FIGS. 4A and 4B are exploded perspective views of a hinge device viewed from the front surface and rear surface according to various embodiments of the present disclosure. FIGS. 4A, 4B, 5, 6A and 6B all share the concept of having six rotation axes X1 to X6 and therefore features of these embodiments may be combined. Whenever axes Xn are referred to, such axes preferably run in parallel to one another as shown in the figures.

With reference to FIGS. 4A and 4B, the hinge device 320 includes a rotator bracket 321 that may be fixed to the hinge housing (e.g., the hinge housing 141 of FIG. 3A) through a fastening member such as a screw S; a first rotator 322 rotatably disposed on the rotator bracket 321 with respect to the first rotation axis X1; a second rotator 323 rotatably disposed on the rotator bracket 321 with respect to the second rotation axis X2; a first link 326 rotatably coupled to the first rotator 322 with respect to the third rotation axis X3; a second link 327 rotatably coupled to the second rotator 323 with respect to the fourth rotation axis X4; a first hinge arm 324, one end of which is rotatably disposed on the rotator bracket 321 with respect to the fifth rotation axis X5 and the other end of which is movably coupled to the first link 326; a second hinge arm 325, one end of which is rotatably disposed on the rotator bracket 321 with respect to the sixth rotation axis X6 and the other end of which is movably coupled to the second link 327. Accordingly, a folding/unfolding force exerted on the first link 326 may cause rotation of the first hinge arm 324 and the first rotator 322. The first rotator 322 causes a rotation of the first wing plate 311 which is translated to a rotation of the first center bar 313. In the same manner, a folding/unfolding force exerted on the second link 327 may cause rotation of the second hinge arm 325 and the second rotator 323. The second rotator 323 causes a rotation of the second wing plate 312 which is translated to a rotation of the second center bar 314.

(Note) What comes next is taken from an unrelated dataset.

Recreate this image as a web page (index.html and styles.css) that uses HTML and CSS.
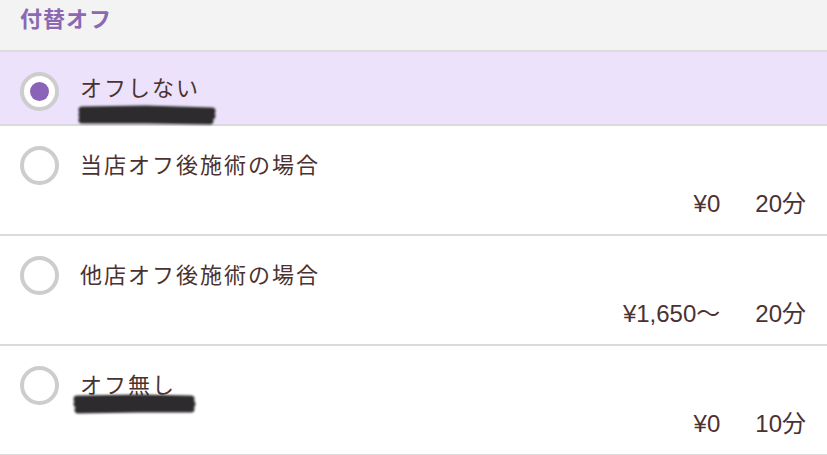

According to various embodiments, the first rotator 322 may include the curved first guide slit 3221 at one end. In one embodiment, the second rotator 323 may include a curved second guide slit 3231 formed at one end. In one embodiment, the first rotator 322 may include a curved third guide slit 3222 formed at the other end. In one embodiment, the second rotator 323 may include a curved fourth guide slit 3232 formed at the other end. In one embodiment, the first rotator 322 may be rotatably coupled with respect to the first rotation axis X1 by the curved first guide rib 3211 formed on the rotator bracket 321 being coupled to the first guide slit 3221. In one embodiment, the second rotator 323 may be rotatably coupled with respect to the second rotation axis X2 by the curved second guide rib 3212 formed on the rotator bracket 321 being coupled to the second guide slit 3231.

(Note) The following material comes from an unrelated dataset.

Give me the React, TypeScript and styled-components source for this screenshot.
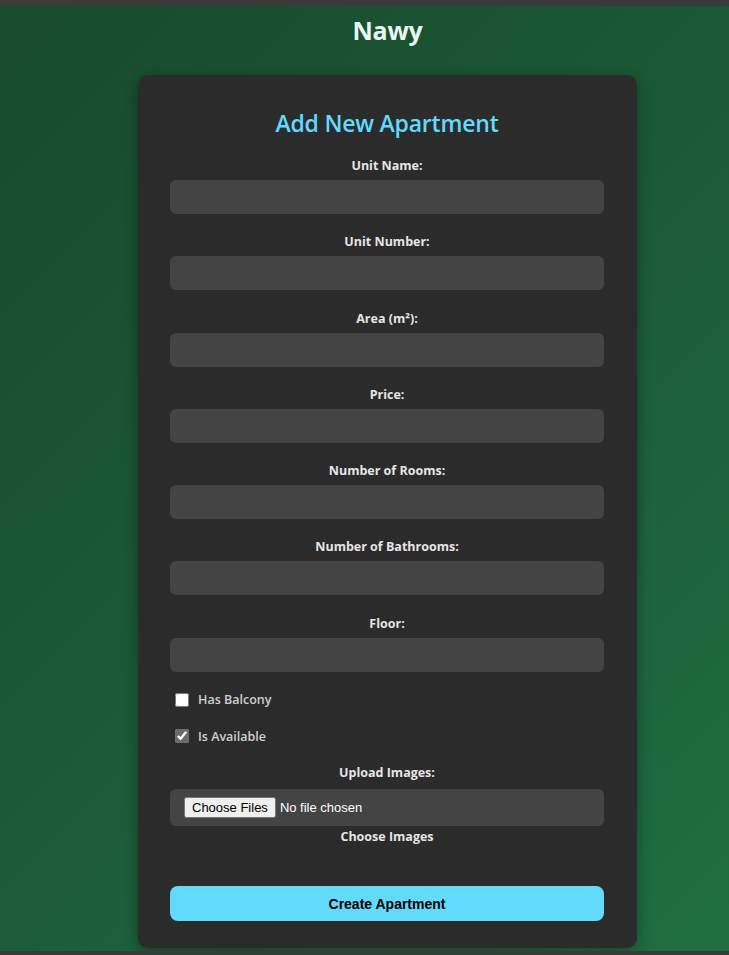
import React from "react";
import styled, { createGlobalStyle } from "styled-components";

const GlobalStyle = createGlobalStyle`
  html, body { margin: 0; padding: 0; background: #3a3a3a; }
  body { font-family: "Open Sans", "Noto Sans", sans-serif; }
  * { box-sizing: border-box; }
`;

const Page = styled.div`
  margin-top: 6px;
  height: 945px;
  padding-left: 46px;
  background: linear-gradient(135deg, #184a2d 0%, #1b5a36 50%, #1f6f42 100%);
  display: flex;
  flex-direction: column;
  align-items: center;
`;

const Brand = styled.h1`
  margin: 8px 0 0;
  font-size: 25px;
  line-height: 32px;
  font-weight: 700;
  color: #eaf6f0;
  letter-spacing: -0.3px;
`;

const Card = styled.form`
  margin-top: 29px;
  width: 499px;
  background: #2b2b2b;
  border-radius: 10px;
  box-shadow: 0 4px 14px rgba(0, 0, 0, 0.35);
  padding: 32px 33px 27px 32px;
  display: flex;
  flex-direction: column;
`;

const Heading = styled.h2`
  margin: 0 0 19px;
  text-align: center;
  font-size: 23px;
  line-height: 32px;
  font-weight: 600;
  color: #61dafb;
  letter-spacing: -0.2px;
`;

const Fields = styled.div`
  display: flex;
  flex-direction: column;
  gap: 20.25px;
`;

const Group = styled.div<{ $gap?: number; $offset?: number }>`
  display: flex;
  flex-direction: column;
  gap: ${(p) => p.$gap ?? 6}px;
  margin-top: ${(p) => p.$offset ?? 0}px;
`;

const Label = styled.label`
  display: block;
  text-align: center;
  font-size: 12.5px;
  line-height: 16px;
  font-weight: 700;
  color: #e6e6e6;
`;

const TextInput = styled.input`
  display: block;
  width: 100%;
  height: 34px;
  border: none;
  border-radius: 6px;
  background: #444444;
  color: #fff;
  padding: 0 10px;
  outline: none;
`;

const CheckRow = styled.label`
  display: flex;
  align-items: center;
  height: 16px;
  font-size: 12.5px;
  font-weight: 600;
  color: #cfcfcf;
  gap: 9px;
  input {
    width: 14px;
    height: 14px;
    margin: 0 0 0 5px;
    accent-color: #6b6b6b;
  }
`;

const FileBox = styled.div`
  height: 37px;
  border-radius: 6px;
  background: #444444;
  display: flex;
  align-items: center;
  padding: 0 14px;
  input {
    font-family: Arial, "Liberation Sans", sans-serif;
    font-size: 13px;
    color: #fff;
  }
`;

const Hint = styled.div`
  margin-top: -5px;
  text-align: center;
  font-size: 12.5px;
  line-height: 16px;
  font-weight: 700;
  color: #e6e6e6;
`;

const Submit = styled.button`
  margin-top: 41px;
  height: 35px;
  width: 100%;
  border: none;
  border-radius: 8px;
  background: #61dafb;
  color: #000;
  font-family: Arial, "Liberation Sans", sans-serif;
  font-size: 14px;
  font-weight: 700;
  cursor: pointer;
`;

const fields = [
  "Unit Name:",
  "Unit Number:",
  "Area (m²):",
  "Price:",
  "Number of Rooms:",
  "Number of Bathrooms:",
  "Floor:",
];

export default function App() {
  return (
    <>
      <GlobalStyle />
      <Page>
        <Brand>Nawy</Brand>
        <Card onSubmit={(e) => e.preventDefault()}>
          <Heading>Add New Apartment</Heading>
          <Fields>
            {fields.map((f) => (
              <Group key={f}>
                <Label>{f}</Label>
                <TextInput type="text" />
              </Group>
            ))}
            <CheckRow>
              <input type="checkbox" />
              Has Balcony
            </CheckRow>
            <CheckRow>
              <input type="checkbox" defaultChecked />
              Is Available
            </CheckRow>
            <Group $gap={8} $offset={1}>
              <Label>Upload Images:</Label>
              <FileBox>
                <input type="file" multiple />
              </FileBox>
              <Hint>Choose Images</Hint>
            </Group>
          </Fields>
          <Submit type="submit">Create Apartment</Submit>
        </Card>
      </Page>
    </>
  );
}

According to various embodiments, the first link 326 may be rotatably coupled with respect to the third rotation axis X3 by the curved third guide rib 3261 formed at least in part being coupled to the third guide slit 3222. In one embodiment, the second link 327 may be rotatably coupled with respect to the fourth rotation axis X4 by the curved fourth guide rib 3271 formed at least in part being coupled to the fourth guide slit 3232. In one embodiment, the first link 326 may be fixed to the first housing (e.g., the first housing 110 of FIG. 3A). In one embodiment, the second link 327 may be fixed to the second housing (e.g., the second housing 120 of FIG. 3A).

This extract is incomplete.